Preparations for a record Summer

Mr Westerman said that the AEMO has been closely collaborating with industries and government to create its summer preparedness plan, as the weather starts to get warmer. 

“As you would expect, we at AEMO, together with industry and governments, have been busy implementing our summer preparedness plan.

“For our part, we have been coordinating with generators about their summer readiness programs which ensure that their plant is fit and ready for periods of high demand and hot temperatures.
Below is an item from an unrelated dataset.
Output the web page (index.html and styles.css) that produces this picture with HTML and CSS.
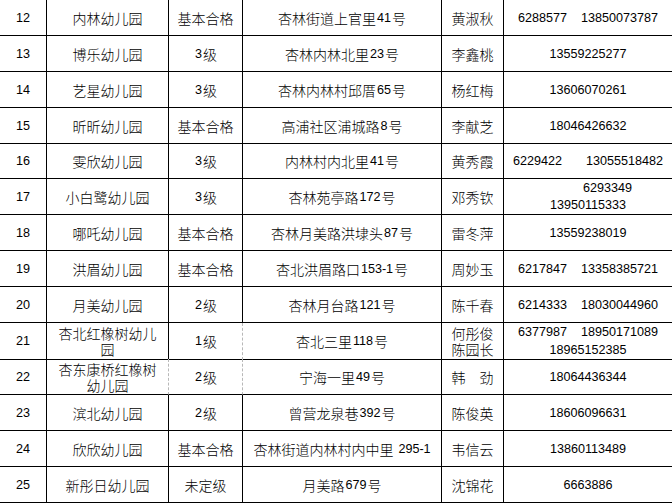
FILE: index.html
```html
<!DOCTYPE html>
<html lang="zh-CN">
<head>
<meta charset="utf-8">
<title>幼儿园名单</title>
<link rel="stylesheet" href="styles.css">
</head>
<body>
<div class="sheet">
  <div class="row">
    <div class="cell num">12</div>
    <div class="cell">内林幼儿园</div>
    <div class="cell">基本合格</div>
    <div class="cell">杏林街道上官里<span class="n">41</span>号</div>
    <div class="cell">黄淑秋</div>
    <div class="cell tel"><span class="pair"><span>6288577</span><span>13850073787</span></span></div>
  </div>
  <div class="row">
    <div class="cell num">13</div>
    <div class="cell">博乐幼儿园</div>
    <div class="cell"><span class="n">3</span>级</div>
    <div class="cell">杏林内林北里<span class="n">23</span>号</div>
    <div class="cell">李鑫桃</div>
    <div class="cell tel">13559225277</div>
  </div>
  <div class="row">
    <div class="cell num">14</div>
    <div class="cell">艺星幼儿园</div>
    <div class="cell"><span class="n">3</span>级</div>
    <div class="cell">杏林内林村邱厝<span class="n">65</span>号</div>
    <div class="cell">杨红梅</div>
    <div class="cell tel">13606070261</div>
  </div>
  <div class="row">
    <div class="cell num">15</div>
    <div class="cell">昕昕幼儿园</div>
    <div class="cell">基本合格</div>
    <div class="cell">高浦社区浦城路<span class="n">8</span>号</div>
    <div class="cell">李献芝</div>
    <div class="cell tel">18046426632</div>
  </div>
  <div class="row short">
    <div class="cell num">16</div>
    <div class="cell">雯欣幼儿园</div>
    <div class="cell"><span class="n">3</span>级</div>
    <div class="cell">内林村内北里<span class="n">41</span>号</div>
    <div class="cell">黄秀霞</div>
    <div class="cell tel"><span class="pair wide"><span>6229422</span><span>13055518482</span></span></div>
  </div>
  <div class="row">
    <div class="cell num">17</div>
    <div class="cell">小白鹭幼儿园</div>
    <div class="cell"><span class="n">3</span>级</div>
    <div class="cell">杏林苑亭路<span class="n">172</span>号</div>
    <div class="cell">邓秀钦</div>
    <div class="cell tel"><span class="lines"><span class="line shifted">6293349</span><span class="line">13950115333</span></span></div>
  </div>
  <div class="row">
    <div class="cell num">18</div>
    <div class="cell">哪吒幼儿园</div>
    <div class="cell">基本合格</div>
    <div class="cell">杏林月美路洪埭头<span class="n">87</span>号</div>
    <div class="cell">雷冬萍</div>
    <div class="cell tel">13559238019</div>
  </div>
  <div class="row">
    <div class="cell num">19</div>
    <div class="cell">洪眉幼儿园</div>
    <div class="cell">基本合格</div>
    <div class="cell">杏北洪眉路口<span class="n">153-1</span>号</div>
    <div class="cell">周妙玉</div>
    <div class="cell tel"><span class="pair"><span>6217847</span><span>13358385721</span></span></div>
  </div>
  <div class="row">
    <div class="cell num">20</div>
    <div class="cell">月美幼儿园</div>
    <div class="cell"><span class="n">2</span>级</div>
    <div class="cell">杏林月台路<span class="n">121</span>号</div>
    <div class="cell">陈千春</div>
    <div class="cell tel"><span class="pair"><span>6214333</span><span>18030044960</span></span></div>
  </div>
  <div class="row">
    <div class="cell num">21</div>
    <div class="cell"><span class="stack"><span>杏北红橡树幼儿</span><span>园</span></span></div>
    <div class="cell dash-r"><span class="n">1</span>级</div>
    <div class="cell">杏北三里<span class="n">118</span>号</div>
    <div class="cell"><span class="stack"><span>何彤俊</span><span>陈园长</span></span></div>
    <div class="cell tel"><span class="lines wide-lines"><span class="line pair"><span>6377987</span><span>18950171089</span></span><span class="line">18965152385</span></span></div>
  </div>
  <div class="row">
    <div class="cell num">22</div>
    <div class="cell dash-r"><span class="stack"><span>杏东康桥红橡树</span><span>幼儿园</span></span></div>
    <div class="cell dash-r"><span class="n">2</span>级</div>
    <div class="cell">宁海一里<span class="n">49</span>号</div>
    <div class="cell">韩　劲</div>
    <div class="cell tel">18064436344</div>
  </div>
  <div class="row">
    <div class="cell num">23</div>
    <div class="cell">滨北幼儿园</div>
    <div class="cell"><span class="n">2</span>级</div>
    <div class="cell">曾营龙泉巷<span class="n">392</span>号</div>
    <div class="cell">陈俊英</div>
    <div class="cell tel">18606096631</div>
  </div>
  <div class="row">
    <div class="cell num">24</div>
    <div class="cell">欣欣幼儿园</div>
    <div class="cell">基本合格</div>
    <div class="cell">杏林街道内林村内中里<span class="n sp">295-1</span></div>
    <div class="cell">韦信云</div>
    <div class="cell tel">13860113489</div>
  </div>
  <div class="row">
    <div class="cell num">25</div>
    <div class="cell">新彤日幼儿园</div>
    <div class="cell">未定级</div>
    <div class="cell">月美路<span class="n">679</span>号</div>
    <div class="cell">沈锦花</div>
    <div class="cell tel">6663886</div>
  </div>
</div>
</body>
</html>
```

FILE: styles.css
```css
html, body {
  margin: 0;
  padding: 0;
  background: #ffffff;
}

body {
  font-family: "Noto Sans CJK SC", "Noto Sans", sans-serif;
  font-size: 14px;
  font-weight: 300;
  color: #000000;
  overflow: hidden;
}

.sheet {
  width: 672px;
}

.row {
  display: grid;
  grid-template-columns: 47px 122px 74px 199px 62px 1fr;
  height: 36px;
}

.row.short {
  height: 35px;
}

.cell {
  border-right: 1px solid #000000;
  border-bottom: 1px solid #000000;
  display: flex;
  align-items: center;
  justify-content: center;
  text-align: center;
  line-height: 16px;
  white-space: nowrap;
}

.cell:last-child {
  border-right: none;
}

.cell.dash-r {
  border-right: 1px dashed #b8b8b8;
}

.stack {
  display: flex;
  flex-direction: column;
  align-items: center;
  line-height: 16px;
}

.n,
.num,
.tel {
  font-family: "Liberation Sans", Arial, sans-serif;
  font-size: 12.6px;
  font-weight: 400;
}

.n {
  margin: 0 1px;
}

.n.sp {
  margin-left: 5px;
  margin-right: 0;
}

.pair {
  display: flex;
  gap: 14px;
  justify-content: center;
}

.pair.wide {
  gap: 24px;
}

.lines {
  display: flex;
  flex-direction: column;
  align-items: center;
  line-height: 17px;
}

.lines.wide-lines {
  line-height: 18px;
}

.line.shifted {
  padding-left: 39px;
}
```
Ensuring maintenance has been completed or scheduled, fuel supplies are reliable, and any limitations are identified early.

“Networks have been clearing vegetation away from power lines to minimise the impact of bushfires, and ensuring maintenance works are completed to make sure energy can flow through the grid with minimum constraints.

“We have been ensuring new generators are connected to the grid as quickly as possible, procuring emergency reserves which could be called on if there is insufficient generation in the market at critical times, and ensuring our own incident escalation and response procedures are well practised.

“These preparations are well advanced, but we have warned that some risk remains,” Mr Westerman said. 

“Summer readiness plans, and, indeed, the quest to navigate Australia’s energy transition, are motivated by the same principles that inspired the creation of the NEM 25 years ago.”

According to Mr Westerman, these principles, which also underpin the fundamental expectation of Australians for their energy supply, are that we have an energy system that is safe, reliable and affordable.

“So while a new market was the answer to the needs of 25 years ago, today’s need is about new infrastructure.

“When the next generation looks back in 25 years’ time, I hope they’ll see we collectively rose to the challenge and created an energy system fit for Australia’s net-zero future.”